■ The exercise: Pick out the lines in the listing below that contain the word "screenshot" and copy them.

■ Supplied entries:
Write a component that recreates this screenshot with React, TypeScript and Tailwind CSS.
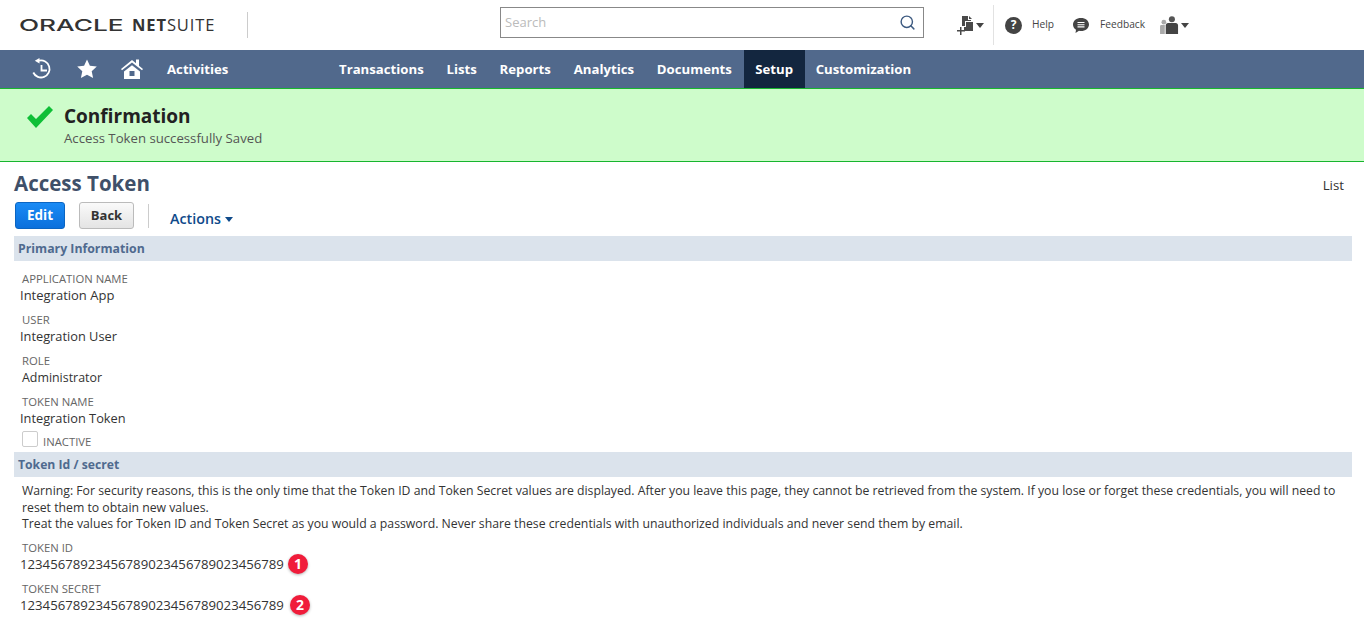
import { Search } from "lucide-react";

const navLeft = ["Transactions", "Lists", "Reports", "Analytics", "Documents"];

function Caret({ className = "" }: { className?: string }) {
    return (
        <svg width="8" height="5" viewBox="0 0 8 5" className={className}>
            <path d="M0 0h8L4 5z" fill="currentColor" />
        </svg>
    );
}

function Field({ label, value, valueClassName }: { label: string; value: string; valueClassName: string }) {
    return (
        <div className="h-[41px] pl-[6px]">
            <div className="pl-[2px] text-[11.3px] leading-[16px] text-[#666]">{label}</div>
            <div className={`leading-[17px] text-[#333] ${valueClassName}`}>{value}</div>
        </div>
    );
}

function Badge({ n }: { n: number }) {
    return (
        <span className="-my-[2px] flex h-[20px] w-[20px] items-center justify-center rounded-full bg-[#f01c3a] text-[14px] font-bold leading-none text-white shadow-[0_1px_3px_rgba(0,0,0,0.3)]">
            {n}
        </span>
    );
}

function App() {
    return (
        <div className="h-[621px] w-[1364px] overflow-hidden bg-white font-['Open_Sans',sans-serif]">
            {/* Top bar */}
            <header className="flex h-[50px] items-center">
                <div className="flex w-[248px] items-center pl-[19px] text-[#333]">
                    <span className="w-[113px] font-['Inter',sans-serif] text-[16px] font-medium leading-none"><span className="inline-block origin-left scale-x-[1.64]">ORACLE</span></span>
                    <span className="text-[16.5px] font-bold leading-none tracking-[0.9px]">NET</span>
                    <span className="text-[16.5px] leading-none tracking-[0.9px]">SUITE</span>
                    <span className="ml-auto h-[26px] w-px bg-[#ccc]" />
                </div>
                <div className="ml-[252px] mt-[-5px] flex h-[31px] w-[424px] items-center justify-between border border-[#888] pl-[4px] pr-[7px]">
                    <span className="text-[13px] text-[#bbb]">Search</span>
                    <Search size={17} className="text-[#3d5a80]" />
                </div>
                <div className="ml-[33px] flex h-[40px] w-[36px] items-center text-[#444]">
                    <svg width="18" height="20" viewBox="0 0 18 20">
                        <path d="M5 1h6v4h3v1H8v5H5z" fill="#4a4a4a" />
                        <path d="M12 1l3 3h-3z" fill="#4a4a4a" />
                        <path d="M9 7h7v9H7v-4h2z" fill="#4a4a4a" />
                        <path d="M3 12h1.5v3H8v1.5H4.5V20H3v-3.5H0V15h3z" fill="#4a4a4a" />
                    </svg>
                    <Caret className="ml-[1px]" />
                </div>
                <span className="h-[40px] w-px bg-[#e2e2e2]" />
                <div className="ml-[11px] flex h-[17px] w-[17px] items-center justify-center rounded-full bg-[#444] text-[12px] font-bold text-white">?</div>
                <span className="ml-[10px] text-[10.2px] text-[#444]">Help</span>
                <svg width="18" height="17" viewBox="0 0 17 17" className="ml-[18px]">
                    <path d="M8.5 1C13 1 16.5 3.7 16.5 7.5S13 14 8.5 14c-.7 0-1.4-.1-2-.2L3 16l.5-3.3C1.5 11.5.5 9.6.5 7.5.5 3.7 4 1 8.5 1z" fill="#444" />
                    <path d="M5 5.5h7M5 7.7h7M5 9.9h7" stroke="#fff" strokeWidth="1.1" />
                </svg>
                <span className="ml-[10px] text-[10.2px] text-[#444]">Feedback</span>
                <svg width="20" height="18" viewBox="0 0 21 19" className="ml-[15px]">
                    <circle cx="4" cy="6.5" r="2.5" fill="#aaa" />
                    <path d="M0 11c0-1 .8-1.5 1.5-1.5H5V19H0z" fill="#aaa" />
                    <circle cx="12.5" cy="3.5" r="3.2" fill="#555" />
                    <path d="M6 10c0-1.500 1-2.500 2.500-2.500h8c1.500 0 2.500 1 2.500 2.500v9H6z" fill="#444" />
                </svg>
                <Caret className="ml-[1px] text-[#444]" />
            </header>

            {/* Main nav */}
            <nav className="flex h-[38px] items-center bg-[#51698c] text-[13.2px] font-bold text-white">
                <svg width="22" height="22" viewBox="0 0 22 22" fill="none" stroke="#fff" strokeWidth="1.8" className="ml-[31px]">
                    <path d="M8 2.7A8.5 8.5 0 1 1 2.3 14.5" />
                    <path d="M8.5 0v5.5L3.8 2.8z" fill="#fff" stroke="none" />
                    <path d="M10.5 7v5.5H16" />
                </svg>
                <svg width="22" height="22" viewBox="0 0 22 22" className="ml-[23px]">
                    <path d="M11 1.5l2.900 6.300 6.900.8-5.100 4.700 1.400 6.800-6.100-3.400-6.100 3.400 1.400-6.800L1.200 8.600l6.900-.8z" fill="#fff" />
                </svg>
                <svg width="24" height="22" viewBox="0 0 24 22" className="ml-[22px]">
                    <path d="M1 11L12 2l4 3.200V1.500h3v6.200L23 11l-1 1.300L12 4.500 2 12.300z" fill="#fff" />
                    <path fillRule="evenodd" d="M4 13.500l8-6.300 8 6.300V21H4zM9.500 13v5h5v-5z" fill="#fff" />
                </svg>
                <span className="ml-[23px] w-[172px] pt-[2px]">Activities</span>
                {navLeft.map((item) => (
                    <span key={item} className="mr-[22.8px] pt-[2px]">
                        {item}
                    </span>
                ))}
                <span className="ml-[-11px] flex h-[38px] w-[61px] items-center justify-center bg-[#13263f] pt-[2px]">Setup</span>
                <span className="ml-[11px] pt-[2px]">Customization</span>
            </nav>

            {/* Confirmation */}
            <div className="flex h-[74px] items-start border-y border-[#17b52e] bg-[#cefccb] pl-[26px] pt-[15px]">
                <svg width="28" height="24" viewBox="0 0 28 24" className="mt-[1px]">
                    <path d="M1 13l4-4 5 5L23 1l4 4L10 23z" fill="#0fbf37" />
                </svg>
                <div className="ml-[10px]">
                    <div className="text-[19px] font-bold leading-[24px] text-[#222]">Confirmation</div>
                    <div className="text-[13.2px] leading-[20px] text-[#555]">Access Token successfully Saved</div>
                </div>
            </div>

            {/* Page title */}
            <div className="flex items-center justify-between px-[14px] pt-[6px]">
                <h1 className="text-[20.5px] font-bold leading-[30px] text-[#3f5069]">Access Token</h1>
                <span className="mr-[6px] mt-[6px] text-[13.3px] text-[#333]">List</span>
            </div>

            {/* Buttons */}
            <div className="mt-[4px] flex h-[27px] items-center pl-[15px]">
                <button className="h-[27px] w-[50px] rounded-[3px] border border-[#0b65c2] bg-gradient-to-b from-[#1a8bf5] to-[#0b70dc] text-[13.5px] font-bold text-white">Edit</button>
                <button className="ml-[14px] h-[27px] w-[55px] rounded-[3px] border border-[#bbb] bg-gradient-to-b from-[#fafafa] to-[#e4e4e4] text-[13px] font-bold text-[#333]">Back</button>
                <span className="ml-[14px] h-[24px] w-px bg-[#ccc]" />
                <span className="ml-[21px] mt-[7px] text-[14.3px] font-semibold text-[#0f4a8a]">Actions</span>
                <Caret className="ml-[4px] mt-[7px] text-[#0f4a8a]" />
            </div>

            {/* Primary information */}
            <div className="mt-[7px] ml-[14px] flex h-[25px] w-[1338px] items-center bg-[#dbe3ec] pl-[4px] pt-[2px] text-[12.3px] font-bold text-[#4f6a8f]">Primary Information</div>
            <div className="mx-[14px] pt-[10px]">
                <Field label="APPLICATION NAME" value="Integration App" valueClassName="text-[13px]" />
                <Field label="USER" value="Integration User" valueClassName="text-[12.8px]" />
                <Field label="ROLE" value="Administrator" valueClassName="pl-[2px] text-[12.4px]" />
                <Field label="TOKEN NAME" value="Integration Token" valueClassName="text-[12.8px]" />
            </div>
            <div className="mx-[14px] mt-[-6px] flex h-[21px] items-end pl-[8px]">
                <span className="mb-[3px] h-[16px] w-[16px] rounded-[2px] border border-[#ccc] bg-white" />
                <span className="ml-[5px] text-[11.3px] leading-[16px] text-[#666]">INACTIVE</span>
            </div>

            {/* Token section */}
            <div className="ml-[14px] mt-[2px] flex h-[25px] w-[1338px] items-center bg-[#dbe3ec] pl-[4px] pt-[2px] text-[12.2px] font-bold text-[#4f6a8f]">Token Id / secret</div>
            <div className="mx-[14px] pl-[8px] pt-[6px] text-[12.25px] leading-[16.5px] text-[#333]">
                <p>Warning: For security reasons, this is the only time that the Token ID and Token Secret values are displayed. After you leave this page, they cannot be retrieved from the system. If you lose or forget these credentials, you will need to reset them to obtain new values.</p>
                <p>Treat the values for Token ID and Token Secret as you would a password. Never share these credentials with unauthorized individuals and never send them by email.</p>
            </div>
            <div className="mx-[14px] mt-[7px] h-[41px] pl-[6px]">
                <div className="pl-[2px] text-[11.3px] leading-[16px] text-[#666]">TOKEN ID</div>
                <div className="flex items-center gap-[4px] text-[13.2px] leading-[17px] text-[#333]">
                    12345678923456789023456789023456789
                    <Badge n={1} />
                </div>
            </div>
            <div className="mx-[14px] h-[41px] pl-[6px]">
                <div className="pl-[2px] text-[11.3px] leading-[16px] text-[#666]">TOKEN SECRET</div>
                <div className="flex items-center gap-[6px] text-[13.2px] leading-[17px] text-[#333]">
                    12345678923456789023456789023456789
                    <Badge n={2} />
                </div>
            </div>
        </div>
    );
}

export default App;
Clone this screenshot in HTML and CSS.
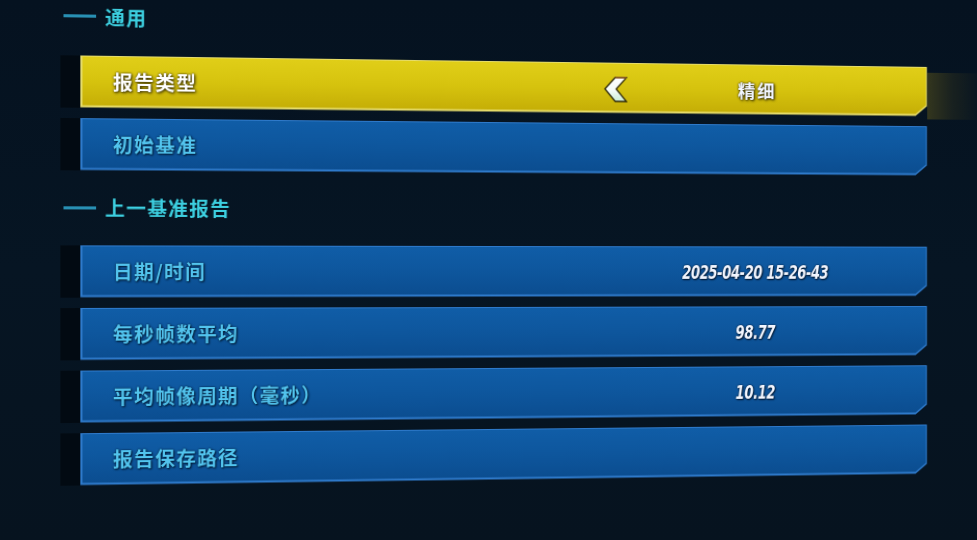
FILE: index.html
```html
<!DOCTYPE html>
<html lang="zh-CN">
<head>
<meta charset="utf-8">
<title>报告设置</title>
<link rel="stylesheet" href="styles.css">
</head>
<body>
<div class="panel">
  <section class="group">
    <div class="group-head"><span class="dash"></span><span class="group-title">通用</span></div>
    <div class="list">
      <div class="row">
        <div class="strip"></div>
        <div class="card card-sel">
          <div class="face">
            <span class="label">报告类型</span>
            <svg class="chev" viewBox="0 0 24 26" width="24" height="26" aria-hidden="true">
              <defs>
                <linearGradient id="cg" x1="0" y1="0" x2="0" y2="1">
                  <stop offset="0" stop-color="#ffffff"/>
                  <stop offset="0.55" stop-color="#f4fbf8"/>
                  <stop offset="1" stop-color="#c8ecd4"/>
                </linearGradient>
              </defs>
              <polygon points="1,12.5 11.5,1 23,1 12.5,12.5 23,25 11.5,25" fill="url(#cg)" stroke="#2b2608" stroke-width="1.3" stroke-linejoin="miter"/>
              <polyline points="11.5,1 23,1" fill="none" stroke="#b06a2a" stroke-width="1.2"/>
            </svg>
            <span class="value value-cjk">精细</span>
          </div>
        </div>
        <div class="glow"></div>
      </div>
      <div class="row">
        <div class="strip"></div>
        <div class="card">
          <div class="face">
            <span class="label">初始基准</span>
          </div>
        </div>
      </div>
    </div>
  </section>

  <section class="group group-2">
    <div class="group-head"><span class="dash"></span><span class="group-title">上一基准报告</span></div>
    <div class="list">
      <div class="row">
        <div class="strip"></div>
        <div class="card">
          <div class="face">
            <span class="label">日期/时间</span>
            <span class="value">2025-04-20 15-26-43</span>
          </div>
        </div>
      </div>
      <div class="row">
        <div class="strip"></div>
        <div class="card">
          <div class="face">
            <span class="label">每秒帧数平均</span>
            <span class="value">98.77</span>
          </div>
        </div>
      </div>
      <div class="row">
        <div class="strip"></div>
        <div class="card">
          <div class="face">
            <span class="label">平均帧像周期（毫秒）</span>
            <span class="value">10.12</span>
          </div>
        </div>
      </div>
      <div class="row">
        <div class="strip"></div>
        <div class="card">
          <div class="face">
            <span class="label">报告保存路径</span>
          </div>
        </div>
      </div>
    </div>
  </section>
</div>
</body>
</html>
```

FILE: styles.css
```css
html, body {
  margin: 0;
  padding: 0;
}

body {
  width: 977px;
  height: 540px;
  overflow: hidden;
  background: linear-gradient(180deg, #051220 0%, #061523 50%, #06131f 100%);
  font-family: "Noto Sans CJK SC", "Noto Sans", sans-serif;
}

.panel {
  width: 977px;
  height: 540px;
  box-sizing: border-box;
  padding: 10.5px 36px 0 70.6px;
  transform-origin: 488.5px 270px;
  transform: perspective(1000px) rotateY(3.7deg);
}

.group-head {
  display: flex;
  align-items: center;
  height: 24px;
  margin-bottom: 26px;
}

.group-2 {
  margin-top: 24.8px;
}

.group-2 .group-head {
  margin-bottom: 24.3px;
}

.dash {
  width: 31px;
  height: 3px;
  margin-left: 3.4px;
  margin-right: 8.5px;
  background: #2890b4;
}

.group-title {
  color: #3ccfe0;
  font-size: 19px;
  font-weight: 700;
  letter-spacing: 1.2px;
  line-height: 24px;
  text-shadow: 0 0 2px rgba(0, 10, 20, 0.9);
}

.list {
  display: flex;
  flex-direction: column;
  gap: 10px;
}

.row {
  display: flex;
  height: 51px;
}

.strip {
  flex: none;
  width: 19px;
  background: #020a12;
}

.card {
  flex: none;
  width: 851px;
  box-sizing: border-box;
  padding: 1.5px 1px 2px 2px;
  background: #2e7acb;
  clip-path: polygon(0 0, 100% 0, 100% calc(100% - 10px), calc(100% - 12px) 100%, 0 100%);
}

.face {
  height: 100%;
  box-sizing: border-box;
  padding-left: 29.5px;
  display: grid;
  grid-template-columns: 483.5px 24px 32px 200px;
  align-items: center;
  background: linear-gradient(180deg, #105da7 0%, #0e579e 45%, #0b4d90 100%);
  clip-path: polygon(0 0, 100% 0, 100% calc(100% - 9px), calc(100% - 11px) 100%, 0 100%);
}

.card-sel {
  background: #e6dc6a;
}

.card-sel .face {
  background: linear-gradient(180deg, #e0ce18 0%, #d6c30e 50%, #c5ae06 100%);
}

.label {
  grid-column: 1;
  color: #52c4ee;
  font-size: 19px;
  font-weight: 700;
  letter-spacing: 1.2px;
  white-space: nowrap;
  text-shadow: 0 0 2px #021a33, 1px 1px 2px #021a33;
}

.card-sel .label {
  color: #ffffff;
  text-shadow: 0 0 2px #3a3000, 1px 1px 3px #2a2200;
}

.chev {
  grid-column: 2;
  display: block;
  margin-top: 4px;
}

.value {
  grid-column: 4;
  justify-self: center;
  display: inline-block;
  transform: scaleX(0.8);
  color: #f2f6ff;
  font-family: "Liberation Sans Narrow", "DejaVu Sans Condensed", "Liberation Sans", sans-serif;
  font-stretch: condensed;
  font-style: italic;
  font-weight: 700;
  font-size: 19px;
  letter-spacing: -0.6px;
  white-space: nowrap;
  margin-top: 3px;
  text-shadow: 0 0 2px #021428, 1px 1px 2px #021428;
}

.value-cjk {
  transform: none;
  font-family: "Noto Sans CJK SC", sans-serif;
  font-style: normal;
  font-size: 18px;
  letter-spacing: 2px;
  margin-top: 3px;
  margin-left: 4px;
  text-shadow: 0 0 2px #2e2600, 1px 1px 3px #221c00;
}

.glow {
  flex: none;
  width: 60px;
  margin-top: 6px;
  height: 48px;
  background: linear-gradient(90deg, rgba(70, 68, 28, 0.7) 0%, rgba(46, 48, 28, 0.45) 45%, rgba(10, 24, 32, 0) 100%);
}
```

■ Full response:
Write a component that recreates this screenshot with React, TypeScript and Tailwind CSS.
Clone this screenshot in HTML and CSS.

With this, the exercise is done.